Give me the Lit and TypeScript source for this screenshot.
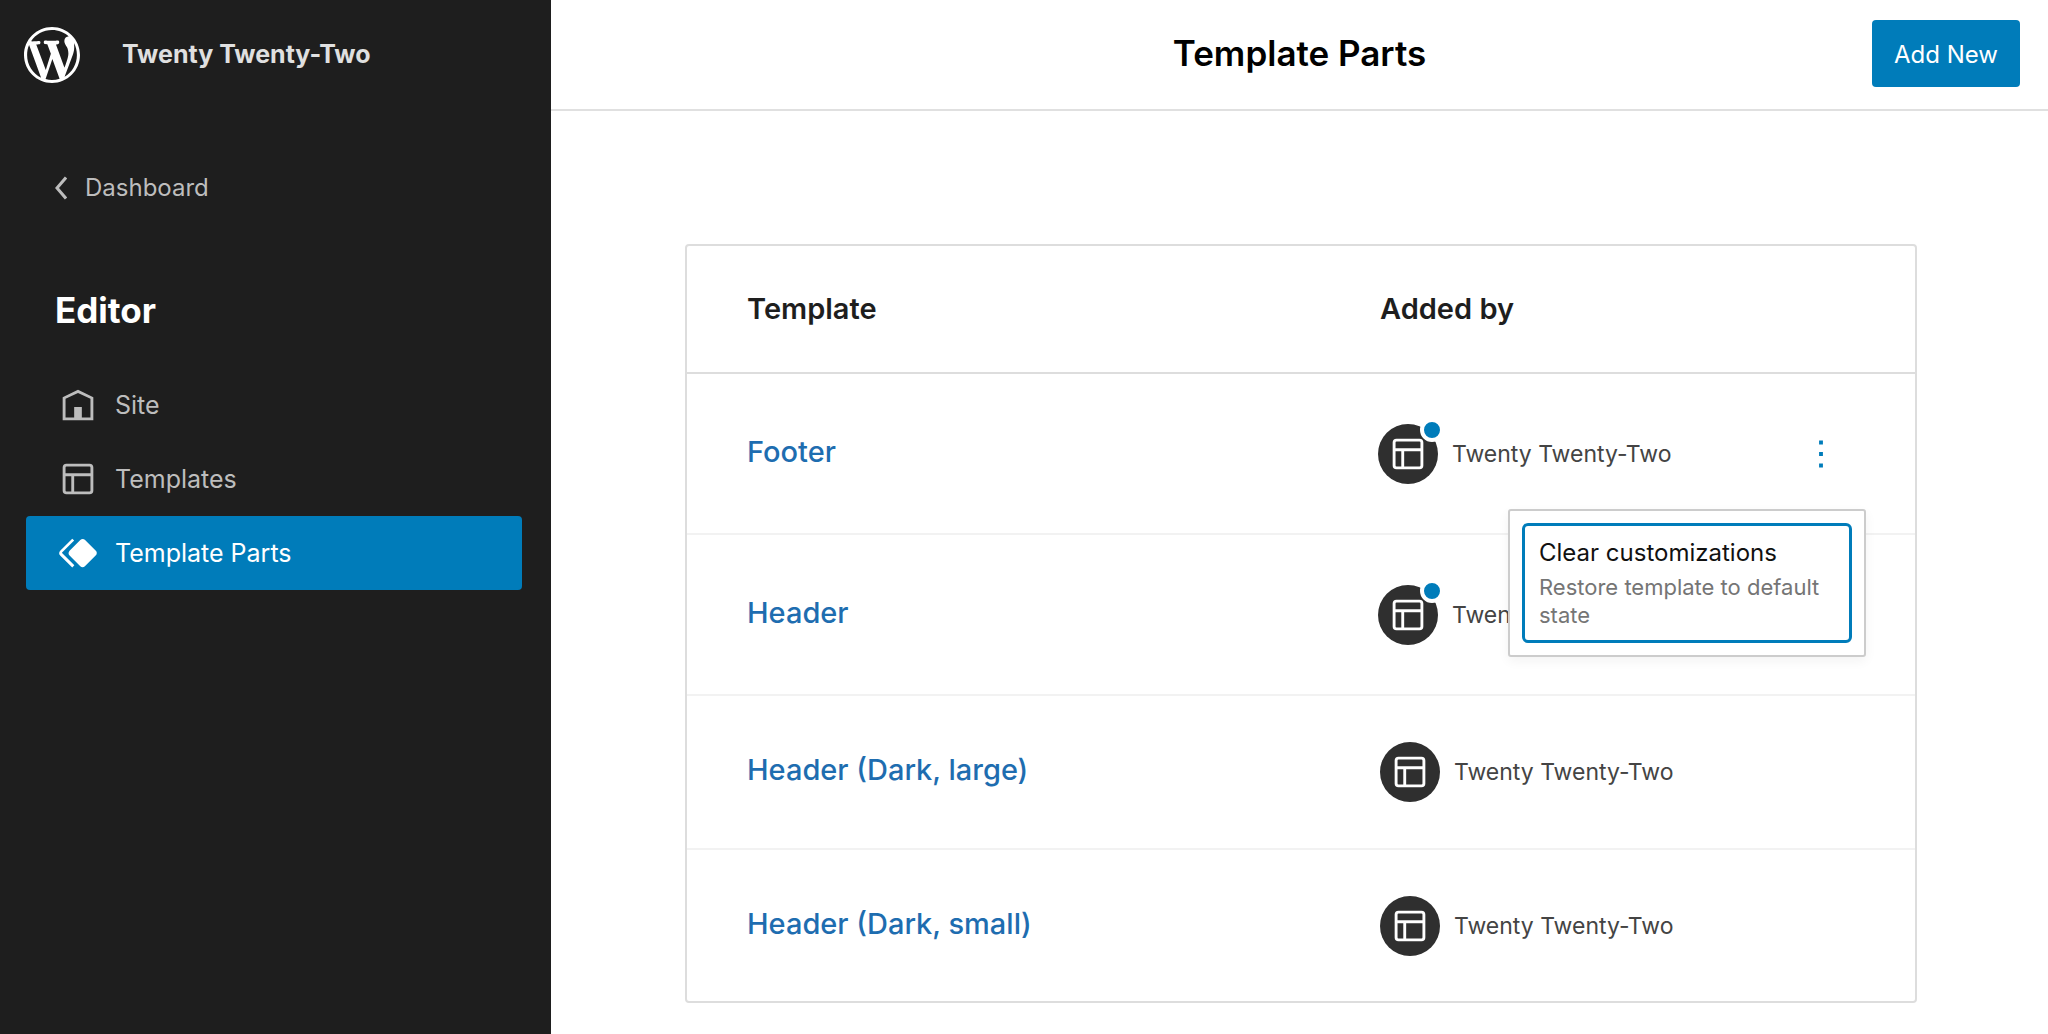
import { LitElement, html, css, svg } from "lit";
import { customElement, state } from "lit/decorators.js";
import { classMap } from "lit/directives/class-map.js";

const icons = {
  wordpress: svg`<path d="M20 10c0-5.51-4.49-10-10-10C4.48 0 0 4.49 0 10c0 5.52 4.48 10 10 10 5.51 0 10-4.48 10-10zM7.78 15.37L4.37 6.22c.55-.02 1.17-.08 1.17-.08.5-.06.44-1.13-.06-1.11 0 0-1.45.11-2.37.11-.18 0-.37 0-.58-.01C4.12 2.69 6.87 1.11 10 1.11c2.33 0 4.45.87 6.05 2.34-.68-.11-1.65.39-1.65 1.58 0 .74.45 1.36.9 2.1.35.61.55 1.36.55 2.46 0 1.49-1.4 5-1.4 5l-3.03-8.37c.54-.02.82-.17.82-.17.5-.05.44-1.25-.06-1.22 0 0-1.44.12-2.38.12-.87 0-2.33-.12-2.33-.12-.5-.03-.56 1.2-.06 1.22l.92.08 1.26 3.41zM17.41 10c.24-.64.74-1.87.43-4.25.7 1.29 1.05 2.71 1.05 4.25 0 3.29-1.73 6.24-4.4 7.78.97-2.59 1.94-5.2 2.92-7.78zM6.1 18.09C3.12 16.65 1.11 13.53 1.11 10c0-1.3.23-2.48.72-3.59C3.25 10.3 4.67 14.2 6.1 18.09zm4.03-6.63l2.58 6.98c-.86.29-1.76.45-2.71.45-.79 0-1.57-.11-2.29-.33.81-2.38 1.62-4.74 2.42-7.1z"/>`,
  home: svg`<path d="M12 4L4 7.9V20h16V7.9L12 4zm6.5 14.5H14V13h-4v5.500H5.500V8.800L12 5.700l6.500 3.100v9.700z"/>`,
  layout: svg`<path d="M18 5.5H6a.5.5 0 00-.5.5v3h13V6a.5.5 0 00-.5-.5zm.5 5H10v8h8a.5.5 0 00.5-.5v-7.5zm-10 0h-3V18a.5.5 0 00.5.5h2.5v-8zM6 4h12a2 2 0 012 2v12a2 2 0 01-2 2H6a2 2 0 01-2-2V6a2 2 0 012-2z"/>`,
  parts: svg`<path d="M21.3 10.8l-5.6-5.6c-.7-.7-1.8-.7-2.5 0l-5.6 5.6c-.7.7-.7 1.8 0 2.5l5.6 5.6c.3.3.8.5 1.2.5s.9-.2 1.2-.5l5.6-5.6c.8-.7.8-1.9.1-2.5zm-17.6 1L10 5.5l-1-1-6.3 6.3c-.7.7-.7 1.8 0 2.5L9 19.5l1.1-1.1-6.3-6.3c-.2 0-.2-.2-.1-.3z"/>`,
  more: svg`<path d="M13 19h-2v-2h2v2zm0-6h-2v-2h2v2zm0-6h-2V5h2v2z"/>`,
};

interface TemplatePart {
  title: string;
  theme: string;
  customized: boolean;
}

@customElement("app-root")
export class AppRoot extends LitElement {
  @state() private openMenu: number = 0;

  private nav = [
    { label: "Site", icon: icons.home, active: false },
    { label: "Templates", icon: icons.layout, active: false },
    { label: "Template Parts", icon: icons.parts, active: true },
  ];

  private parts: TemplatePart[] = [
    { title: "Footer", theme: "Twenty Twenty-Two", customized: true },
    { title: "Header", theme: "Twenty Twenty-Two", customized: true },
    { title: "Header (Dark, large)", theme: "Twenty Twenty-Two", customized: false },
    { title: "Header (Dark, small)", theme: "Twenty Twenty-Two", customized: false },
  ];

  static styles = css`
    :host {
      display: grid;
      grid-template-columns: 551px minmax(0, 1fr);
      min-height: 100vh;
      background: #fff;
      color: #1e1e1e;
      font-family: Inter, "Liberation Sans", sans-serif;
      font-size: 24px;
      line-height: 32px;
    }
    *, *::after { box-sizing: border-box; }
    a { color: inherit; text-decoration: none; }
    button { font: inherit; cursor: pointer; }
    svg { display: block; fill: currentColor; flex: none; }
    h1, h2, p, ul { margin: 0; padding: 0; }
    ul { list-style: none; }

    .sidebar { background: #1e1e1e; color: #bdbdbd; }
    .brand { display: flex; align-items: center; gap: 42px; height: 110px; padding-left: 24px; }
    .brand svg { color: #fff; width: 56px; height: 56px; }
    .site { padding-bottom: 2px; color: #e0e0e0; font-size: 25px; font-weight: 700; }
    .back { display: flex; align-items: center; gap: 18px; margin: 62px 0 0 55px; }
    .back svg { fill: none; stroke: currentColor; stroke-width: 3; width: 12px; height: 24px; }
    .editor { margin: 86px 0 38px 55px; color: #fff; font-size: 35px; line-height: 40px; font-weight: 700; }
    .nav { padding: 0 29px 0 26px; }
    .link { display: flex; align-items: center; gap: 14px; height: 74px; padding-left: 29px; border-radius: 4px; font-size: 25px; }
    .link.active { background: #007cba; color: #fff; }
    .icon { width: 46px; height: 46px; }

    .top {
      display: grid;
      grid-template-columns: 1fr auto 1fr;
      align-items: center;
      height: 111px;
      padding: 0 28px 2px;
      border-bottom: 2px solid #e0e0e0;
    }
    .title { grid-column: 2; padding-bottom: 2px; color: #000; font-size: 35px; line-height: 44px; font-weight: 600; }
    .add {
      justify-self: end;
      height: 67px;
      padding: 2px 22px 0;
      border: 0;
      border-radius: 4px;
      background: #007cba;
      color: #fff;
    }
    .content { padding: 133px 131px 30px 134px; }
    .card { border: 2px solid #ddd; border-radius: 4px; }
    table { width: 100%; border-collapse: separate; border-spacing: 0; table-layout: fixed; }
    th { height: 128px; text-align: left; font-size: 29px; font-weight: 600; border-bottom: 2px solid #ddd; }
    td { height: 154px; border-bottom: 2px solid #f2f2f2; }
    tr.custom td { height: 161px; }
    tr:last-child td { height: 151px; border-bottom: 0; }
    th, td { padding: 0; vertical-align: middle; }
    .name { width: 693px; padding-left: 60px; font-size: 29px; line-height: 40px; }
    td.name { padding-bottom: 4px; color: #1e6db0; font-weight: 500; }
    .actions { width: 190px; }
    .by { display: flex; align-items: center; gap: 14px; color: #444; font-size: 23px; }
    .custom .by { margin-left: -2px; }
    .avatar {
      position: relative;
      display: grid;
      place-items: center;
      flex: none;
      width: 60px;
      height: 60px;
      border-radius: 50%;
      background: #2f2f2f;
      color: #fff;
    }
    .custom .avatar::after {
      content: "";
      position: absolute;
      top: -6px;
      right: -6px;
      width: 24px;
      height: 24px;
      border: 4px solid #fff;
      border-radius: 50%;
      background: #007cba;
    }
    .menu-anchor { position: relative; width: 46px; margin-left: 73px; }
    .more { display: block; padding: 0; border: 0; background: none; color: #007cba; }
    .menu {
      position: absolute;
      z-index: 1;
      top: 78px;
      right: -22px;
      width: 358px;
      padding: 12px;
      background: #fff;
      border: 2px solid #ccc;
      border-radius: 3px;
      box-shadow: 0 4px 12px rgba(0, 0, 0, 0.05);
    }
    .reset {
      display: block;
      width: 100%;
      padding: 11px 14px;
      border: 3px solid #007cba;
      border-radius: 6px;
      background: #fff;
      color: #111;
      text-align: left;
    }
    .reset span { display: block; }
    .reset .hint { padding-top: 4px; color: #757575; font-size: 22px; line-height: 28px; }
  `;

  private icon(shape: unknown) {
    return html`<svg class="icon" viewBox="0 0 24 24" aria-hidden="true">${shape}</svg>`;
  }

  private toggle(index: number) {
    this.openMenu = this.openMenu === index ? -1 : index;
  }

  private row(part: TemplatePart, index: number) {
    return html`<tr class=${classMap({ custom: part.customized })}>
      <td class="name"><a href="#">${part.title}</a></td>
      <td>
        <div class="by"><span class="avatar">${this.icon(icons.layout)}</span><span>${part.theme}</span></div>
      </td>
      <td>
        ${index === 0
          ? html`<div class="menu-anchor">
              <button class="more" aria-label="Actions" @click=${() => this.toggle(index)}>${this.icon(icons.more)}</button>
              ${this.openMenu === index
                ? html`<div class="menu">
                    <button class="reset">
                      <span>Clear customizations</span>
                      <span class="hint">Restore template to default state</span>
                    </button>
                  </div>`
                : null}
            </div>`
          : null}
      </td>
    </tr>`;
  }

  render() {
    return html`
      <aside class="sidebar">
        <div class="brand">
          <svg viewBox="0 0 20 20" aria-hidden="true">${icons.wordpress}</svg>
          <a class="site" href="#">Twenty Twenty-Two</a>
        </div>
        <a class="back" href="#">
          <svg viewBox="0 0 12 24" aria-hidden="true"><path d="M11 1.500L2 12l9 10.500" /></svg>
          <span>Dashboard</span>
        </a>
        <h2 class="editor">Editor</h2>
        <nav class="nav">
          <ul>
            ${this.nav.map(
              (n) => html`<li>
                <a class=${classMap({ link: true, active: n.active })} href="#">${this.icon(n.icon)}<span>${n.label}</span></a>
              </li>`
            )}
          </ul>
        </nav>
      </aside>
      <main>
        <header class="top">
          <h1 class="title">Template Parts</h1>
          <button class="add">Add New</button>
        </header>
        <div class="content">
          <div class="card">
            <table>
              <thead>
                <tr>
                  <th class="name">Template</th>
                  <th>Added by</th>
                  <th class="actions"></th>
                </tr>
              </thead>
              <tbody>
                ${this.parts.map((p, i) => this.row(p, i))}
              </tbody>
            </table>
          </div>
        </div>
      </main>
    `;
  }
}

TASK
Write out again, exactly, the lines from the start of the listing up to the line containing "number = 0;", with both ends and without pictures.

EXERCISE ANSWER
Give me the Lit and TypeScript source for this screenshot.
import { LitElement, html, css, svg } from "lit";
import { customElement, state } from "lit/decorators.js";
import { classMap } from "lit/directives/class-map.js";

const icons = {
  wordpress: svg`<path d="M20 10c0-5.51-4.49-10-10-10C4.48 0 0 4.49 0 10c0 5.52 4.48 10 10 10 5.51 0 10-4.48 10-10zM7.78 15.37L4.37 6.22c.55-.02 1.17-.08 1.17-.08.5-.06.44-1.13-.06-1.11 0 0-1.45.11-2.37.11-.18 0-.37 0-.58-.01C4.12 2.69 6.87 1.11 10 1.11c2.33 0 4.45.87 6.05 2.34-.68-.11-1.65.39-1.65 1.58 0 .74.45 1.36.9 2.1.35.61.55 1.36.55 2.46 0 1.49-1.4 5-1.4 5l-3.03-8.37c.54-.02.82-.17.82-.17.5-.05.44-1.25-.06-1.22 0 0-1.44.12-2.38.12-.87 0-2.33-.12-2.33-.12-.5-.03-.56 1.2-.06 1.22l.92.08 1.26 3.41zM17.41 10c.24-.64.74-1.87.43-4.25.7 1.29 1.05 2.71 1.05 4.25 0 3.29-1.73 6.24-4.4 7.78.97-2.59 1.94-5.2 2.92-7.78zM6.1 18.09C3.12 16.65 1.11 13.53 1.11 10c0-1.3.23-2.48.72-3.59C3.25 10.3 4.67 14.2 6.1 18.09zm4.03-6.63l2.58 6.98c-.86.29-1.76.45-2.71.45-.79 0-1.57-.11-2.29-.33.81-2.38 1.62-4.74 2.42-7.1z"/>`,
  home: svg`<path d="M12 4L4 7.9V20h16V7.9L12 4zm6.5 14.5H14V13h-4v5.500H5.500V8.800L12 5.700l6.500 3.100v9.700z"/>`,
  layout: svg`<path d="M18 5.5H6a.5.5 0 00-.5.5v3h13V6a.5.5 0 00-.5-.5zm.5 5H10v8h8a.5.5 0 00.5-.5v-7.5zm-10 0h-3V18a.5.5 0 00.5.5h2.5v-8zM6 4h12a2 2 0 012 2v12a2 2 0 01-2 2H6a2 2 0 01-2-2V6a2 2 0 012-2z"/>`,
  parts: svg`<path d="M21.3 10.8l-5.6-5.6c-.7-.7-1.8-.7-2.5 0l-5.6 5.6c-.7.7-.7 1.8 0 2.5l5.6 5.6c.3.3.8.5 1.2.5s.9-.2 1.2-.5l5.6-5.6c.8-.7.8-1.9.1-2.5zm-17.6 1L10 5.5l-1-1-6.3 6.3c-.7.7-.7 1.8 0 2.5L9 19.5l1.1-1.1-6.3-6.3c-.2 0-.2-.2-.1-.3z"/>`,
  more: svg`<path d="M13 19h-2v-2h2v2zm0-6h-2v-2h2v2zm0-6h-2V5h2v2z"/>`,
};

interface TemplatePart {
  title: string;
  theme: string;
  customized: boolean;
}

@customElement("app-root")
export class AppRoot extends LitElement {
  @state() private openMenu: number = 0;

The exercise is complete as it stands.